If you operate multiple entities and they borrow and loan money to each other you want to ensure that these loan amounts are reflected in both company accounting files. One company will have a DR balance and the other company should have the same amount but a CR balance.

  • Inventory

If your business tracks and stocks inventory you will need to run an inventory valuation report as at 30 June.  Make sure the balance on this report agrees to your Balance Sheet Inventory or Stock on Hand figure balance.

Things to Consider

  • Bad Debts

If you are on an accrual basis, you will be paying tax on the invoices you issue for the financial year, regardless if paid or not. Review your debtors list prior to 30 June and write off those invoices you know won’t be paid to avoid paying tax this year on money you will not likely ever receive.

  • Deferring Income

If cash-flow permits you may want to reduce income for the year by deferring some of your June invoices until July.

  • Accrue Expenses

Accrue expenses before 30 June, these including stationary, office supplies, repairs, computer supplies, etc.

  • Employee Superannuation Contributions

If cash-flow permits ensure all employee and employer superannuation contributions for your June quarter superannuation owing are made prior to 30 June to secure a tax deduction as superannuation is only deductible when paid.

  • Prepayment of expenses  (Small Business only)

If your cash flow allows, you should consider making advance payments for expenses over the next 12 months (e.g. Rent, insurance, advertising). If you are eligible for the small business concessions, you can claim an immediate deduction for such prepayments – obtain advice from your accountant

  • Capital Purchases for Assets less than $20,000

If your business is a small business entity (Proposed at turnover of less than $10m) depreciating assets valued at less than $20,000 are immediately deductible provided they are acquired and installed ready for use on before 30 June. – If cash-flow permits you may want to upgrade your computer equipment for an instant write-off

The balance of the general small business pool is also immediately deducted if the balance is less than $20,000 at 30 June 2017.

  • Repay Director Loans

Repay director loans (i.e. amounts borrowed from the company) to the extent possible prior to 30 June to minimise any Division 7A loan balances outstanding and thereby minimise any dividends required to be paid as income to shareholders – obtain advice from your accountant

  • Investment Property Deductions

If you own a rental property, consider arranging a depreciation report to allow you to maximise the depreciation and building write off deductions for your investment property.

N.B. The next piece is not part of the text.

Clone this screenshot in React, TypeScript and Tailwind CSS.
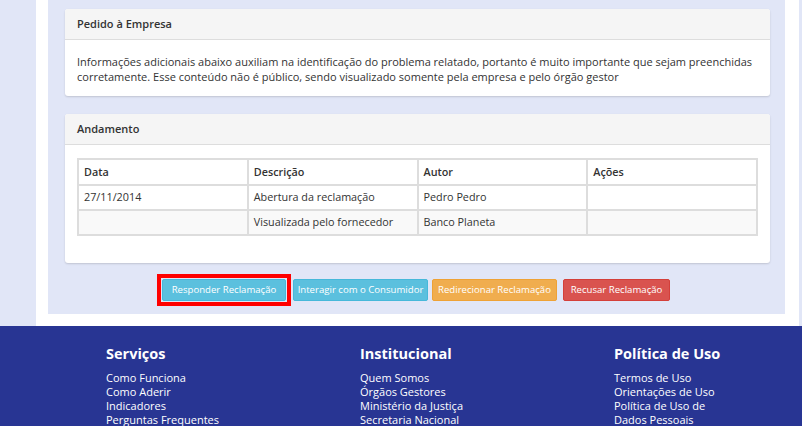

  • Accounting Software Upgrade

Why not use the start of a new financial year to evaluate your accounting software.

Questions to ask yourself:

1. Is the system giving me the information I need to operate my business most effectively
2. Am I desk bound to my software
3. Would I gain benefits from having a cloud mobile application like QuickBooks Online
4. Has my business outgrown my current accounting system and need to look at something like JCurve
5. Can my Accounts Payable processes be automated using software like Receipt Bank
6. Do I need to make an appointment with a cloud accounting adviser like Contact

Please note the following information is factual only and does not constitute advice or recommendation.

Should you have any questions regarding the above please do not hesitate to Contact our office.

Phone: 1300 884 722




Tax deduction secrets that women need to know

by Bianca Hartge-Hazelman

Tax isn’t sexy, but talk shopping and tax deductions, and then you’ve got something most women want.

Handbags, gloves, makeup, clothes, sunglasses, sunscreen and hats may all be tax deductible but the success really depends on meeting the ATO’s three golden rules:

  • You must’ve spent the money yourself

  • The expense must be related to your work and;

  • You need to have a record to prove it.

Assistant Commissioner at the Australian Tax Office Graham Whyte told Financy the purchase of handbags used to carry work items, such as papers and electronic devices, could be tax deductible. This is despite earlier reports which suggested that this couldn’t be done.

But he added that a wallet, purse, and business suits are unlikely to be successfully claimed.

A wallet or business suit will usually be considered private, even though in many professional circumstances it may be an expected component of work,” said Mr Whyte.

Whitehead Dingley & Betar partner and chartered accountant Kate Hills says the most common items that women claim tax deductions for are sunglasses, driving gloves, sunscreen and bags.

Flight attendants 

Clothing is not usually tax deductible because it’s a private expense in that we all need clothes. However there have been successful claims made for extraordinary items.

The courts have consistently looked for ‘additional features’ which would take these purchases out of the category of private expenditure,” said Ms Hills.

For example, in the Mansfield Case, the taxpayer, who was a flight attendant, purchased conventional shoes for work.

These shoes needed to be a half-size too big for ordinary use due to the cabin pressure of the aircraft.

They were also subject to regular scuffing while working on the aircraft.

The courts allowed a tax deduction due to ‘additional features’ which took the purchase out of the category of private expenditure.”

Sales reps, construction work and couriers

Protective clothing can also be tax deductible but only if the items protect you from the risk of ‘illness or injury’ while at work.

For example, a woman working as a courier or in a sales role, who spends most of her time in the car visiting clients, could claim the purchase of driving gloves, sunglasses and sunscreen to protect her from the sun whilst in the car,” said Ms Hills. 

This could also apply to a women who works for a construction company as a project manager and spends are large portion of her time exposed to the sun whilst visiting construction sites.

In addition to the above purchases, she may also have expenditure on a sun hat.”

Make up and the arts

Makeup is much easier for performing artist to claim, such as actors, musicians or presenters on stage, film and television. But for everyone else, it’s a lot tougher.

This is because makeup and other grooming items are private everyday expenses, and not necessarily needed at work.

The courts have been known to even deny the claims of flight attendants, despite the need to look presentable, and hairdressers, where claims for personal hair expenses have been made.